Automatic Document Highlighting and Summarization
Today's work environment is in "information overload." Email, reports, and memos are just a few examples of the documents that need reading, understanding, and often, action. Highlighting and summarization provide a snapshot of a document's key content. The position of certain sentences, certain phrases, and frequently used content words are just a few of the features used in targeting highlights or excerpts. Highlighting and summarization can greatly simplify the sorting and prioritization of email, assist in searches based on document content, or provide prereading or summaries of large documents.

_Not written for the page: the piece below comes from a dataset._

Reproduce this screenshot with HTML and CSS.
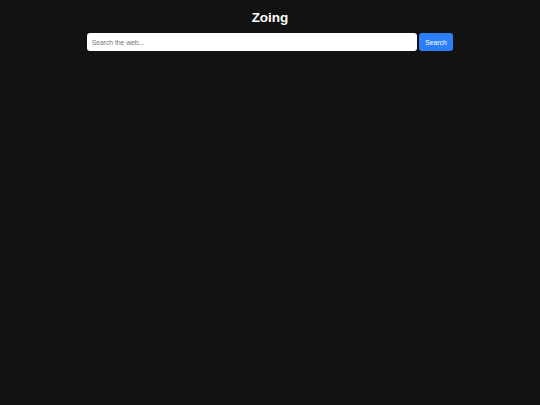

Fuzzy Word Matching for OCR
Even with the increasingly large number of documents being prepared on word processors, there is still a great need for OCR. The traditional problems with OCR have been speed and accuracy. Considerable human editing is often required to correct the resulting on-line text. For example, the word above may appear as ahove following the scanning and OCR of the hard copy document. The XLT morphological analyzer has considerable linguistic knowledge and knows, in a sense, what words are possible in a particular language and how they are spelled. Running in parallel with the OCR process, the morphological analyzer can help judge the correctness of whole words, and within words can provide letter-by-letter guidance to help resolve ambiguities in recognition. Using the above example, the XLT morphological analyzer eliminates ahove as a possible word and correctly identifies it as above. Similar applications of the Xerox Linguistic Technologies would include handwriting and speech recognition.

Natural Language Input
Traditionally, commands used in operating systems, text retrieval, database queries, and similar applications have been formal and cryptic, designed to be easily interpreted by the software. Human end-users were forced to deal with the computer on the computer'' terms. This created a barrier for professionals who often needed to extract vital information from a computer but have no time to learn the complex, computer-oriented computer language.

One of the keys to making computers easier to use is to make them deal with end users in natural language, or in human terms. In an increasingly competitive hardware market, where any product can be upstaged with a bit more memory or a slightly faster processor, many manufacturers are now trying to differentiate their products with software that is easier to use. XLT products are the foundation for improving user interfaces with natural-language capabilities. And can provide the first steps leading to full-scale syntactic and semantic processing.